The participation rate, a little reported number that tracks Canadians with jobs and those looking for jobs as a percentage of the working-age population, dipped to 66.1 per cent in the latest employment data for April, down from 66.5 per cent from a year ago and from 67.8 in February 2008. The working age population is considered anyone over age 15 years, with no upper limit.

Nathan Janzen, an economist with RBC who analyzed this trend, attributed it to factors other than discouraged workers,

The most important factor appears to have been the aging of the baby boom generation and the resulting increase in the number of worker retirements. One way to illustrate this is to look at the change in the growth and composition of the population that is classified as “not in the labour force” and, thus, not included in the numerator of the labour force participation rate. Most of the increase in the population “not in the labour force” since October 2008 has been concentrated those aged 65 years of age and over. This likely entails a sizeable number of individuals retiring from the workforce. The total number of people aged 15 and up classified as “not in the labour force” has risen by more than 1 million from October 2008 to April 2014.
…most of that increase (about 682K) was in the population 65 years of age and over. Including all age cohorts, about 95% of the increase in the population not in the labour force reflected an increase in the population who report not wanting a job.

When lawyers retire it’s a little more complicated. Lisa Vogt of McCarthy Tétrault stated in the Lawyers Weekly,

Lawyers must start thinking about retirement when they are juniors in their thirties. It’s part of taking ownership of their careers.

Even if they are thinking about it, it’s not clear that the transition is smooth or necessary fully planned out.

Succession planning is most acutely felt in smaller communities, and there is obviously more individual responsibility involved in closing a smaller practice than a larger one. The Law Society of Upper Canada has a guide on Closing Your Practice which details important steps for consideration. The Canadian Bar Association provides a toolkit for planning for partner retirement.

The Law Times also has an article earlier this month focusing on succession planning. Options include merging with another firm, selling the practice, winding down, and hiring an associate.

It’s this last option which makes the possibility of retirement such a boon for young lawyers. Astute practitioners ready to retire can pass on their experience and insight to a next generation of lawyers and maintain their name, reputation, contacts in the field, and hold on to their passions, well into retirement. The trade off would be less compensation and more time spent training and mentoring in areas of interest, basically activities many retirees engage in regardless. Even if lump labour theory doesn’t explain employment problems for young practitioners, the lack of initiative in taking these people under their wings does threaten the continuity of the profession.

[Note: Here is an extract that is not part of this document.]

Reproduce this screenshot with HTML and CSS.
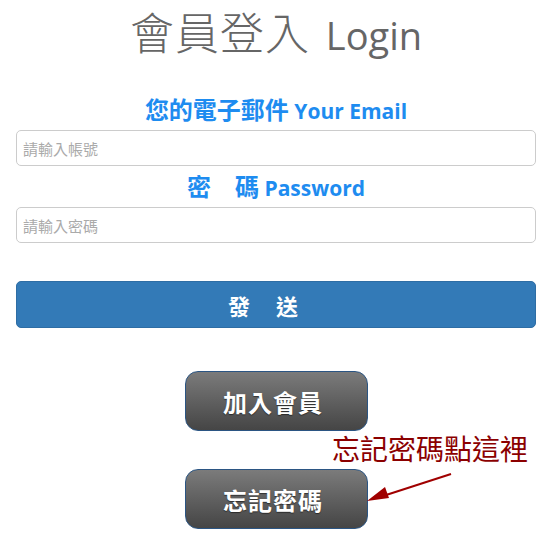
FILE: index.html
```html
<!DOCTYPE html>
<html lang="zh-Hant">
<head>
<meta charset="utf-8">
<title>會員登入</title>
<link rel="stylesheet" href="styles.css">
</head>
<body>
<div class="page">
  <h1 class="title"><span class="cjk">會員登入</span> Login</h1>
  <form class="form">
    <label class="label" for="email"><span class="cjk">您的電子郵件</span> Your Email</label>
    <input class="field field-email" id="email" type="text" placeholder="請輸入帳號">
    <label class="label label-pass" for="pass"><span class="cjk">密　碼</span> Password</label>
    <input class="field field-pass" id="pass" type="password" placeholder="請輸入密碼">
    <button class="send" type="button">發　送</button>
  </form>
  <div class="actions">
    <button class="gray-btn" type="button">加入會員</button>
    <div class="hint">忘記密碼點這裡</div>
    <button class="gray-btn" type="button">忘記密碼</button>
    <svg class="arrow" width="90" height="40" viewBox="0 0 90 40">
      <line x1="84" y1="3" x2="16" y2="25" stroke="#a00000" stroke-width="2"/>
      <polygon points="0,30 18,16 22,27" fill="#a00000"/>
    </svg>
  </div>
</div>
</body>
</html>
```
FILE: styles.css
```css
* { box-sizing: border-box; }
html, body { margin: 0; padding: 0; background: #fff; }
body {
  font-family: "Open Sans", "Noto Sans CJK TC", sans-serif;
}
.page {
  width: 520px;
  margin-left: 16px;
  padding-top: 11px;
  padding-bottom: 18px;
}
.title {
  margin: 0;
  height: 48px;
  text-align: center;
  font-size: 38px;
  line-height: 44px;
  font-weight: 400;
  color: #666;
}
.title .cjk {
  font-size: 44px;
  font-weight: 300;
  letter-spacing: 1px;
  margin-right: 6px;
}
.form {
  display: flex;
  flex-direction: column;
}
.label {
  display: block;
  height: 28px;
  text-align: center;
  font-size: 21px;
  line-height: 26px;
  font-weight: 700;
  color: #1e8cf0;
  margin-top: 38px;
}
.label .cjk { font-size: 24px; }
.label-pass { margin-top: 8px; }
.field {
  display: block;
  width: 520px;
  height: 36px;
  margin-top: 5px;
  padding: 0 6px;
  border: 1px solid #ccc;
  border-radius: 5px;
  font-family: "Noto Sans CJK TC", sans-serif;
  font-size: 15px;
  color: #555;
  background: #fff;
  outline: none;
}
.field-pass { margin-top: 5px; }
.field::placeholder { color: #aaa; }
.send {
  display: block;
  width: 520px;
  height: 47px;
  margin-top: 38px;
  border: 1px solid #2e6da4;
  border-radius: 5px;
  background: #337ab7;
  color: #fff;
  font-family: "Noto Sans CJK TC", sans-serif;
  font-size: 22px;
  font-weight: 700;
  letter-spacing: 2px;
  padding: 0 24px 0 0;
}
.actions {
  position: relative;
  display: flex;
  flex-direction: column;
  align-items: center;
  margin-top: 43px;
}
.gray-btn {
  width: 183px;
  height: 60px;
  border: 1px solid #2b5583;
  border-radius: 13px;
  background: linear-gradient(#7b7b7b, #454545);
  color: #fff;
  font-family: "Noto Sans CJK TC", sans-serif;
  font-size: 24px;
  font-weight: 700;
  letter-spacing: 1px;
  text-shadow: 0 1px 1px rgba(0,0,0,0.5);
  padding: 0 6px 0 0;
}
.hint {
  align-self: flex-end;
  height: 38px;
  padding-right: 8px;
  font-family: "Noto Sans CJK TC", sans-serif;
  font-size: 28px;
  line-height: 34px;
  color: #8b0000;
}
.arrow {
  position: absolute;
  left: 351px;
  top: 100px;
}
```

Justice Abella mentioned this possibility in McCormick,

[11] … A partner may make individual arrangements to continue working as an employee or as a “regular” partner without an equity stake, but such arrangements are stated in the Agreement to be “the exception rather than the rule”.

Rather than the exception, I’d like to propose that arrangements where equity partners continue to work as employees or counsel to assist with ancillary areas of practice become more of the rule. Indeed, the future of our profession depends on it.

Comments

  1. Timely piece. Thank you. There’s the human side to this debate – the affected partners and their clients. Readers may find this post on a Your Last 20 Summers helpful: http://www.beatonexecutivecoaching.com/blog/2014/05/will-live-last-20-summers-full/#more-742

  2. Gary Luftspring

    Omar a problem I foresee is that great care will have to be taken when moving a partner from equity to income partner or employee as pursuant to Justice Abella’s ruling the Human Rights Code retriement provisions come into play. Accordingly any such move must be as part of a “retirment package” ideally for a fixed term. This will be tricky.

  3. No one seems to have considered whether the situation might be different in Ontario (or other jurisdictions with similar legislation) in light of the fact that the Ontario Human Rights Code contains a separate provision (s. 3) which provides for the right to contract on equal terms without discrimination on the basis of, inter alia, age. Since the terms of a partnership are, arguably, a matter of contract, might this not put a different spin on the issue ?

  4. Gary, I agree it will be tricky, but also a great way for firms to retain the expertise and insight of partners looking to slow down.
    Robert, the OHRC did raise these issues tangentially in their factum,

    25. Just as an employment relationship does not need to exist for there to be protection from discrimination in the area of employment, a legal relationship at common law is not a precondition for a claim of discrimination in housing, contracts or services…
    26. In each of these situations the relevant human rights code is engaged not because of the nature of the legal relationship, or the fact that there were two legally distinct and identifiable parties at common law, but rather because the claim related to an area of activity covered by the Code and the claimant was able to show a nexus or link between him or herself, the social area and the allegedly discriminatory treatment. This is the approach that was taken in Renaud where the union was found to have breached the employment provision of the BC Code. This approach has also expressly been adopted in Ontario.

    The fact that Justice Abella did not touch on this despite these submissions does raise some important questions though about the applicability of s. 3, as it appears as if the OHRC was stating the contractual relationship was not even necessary for the analysis.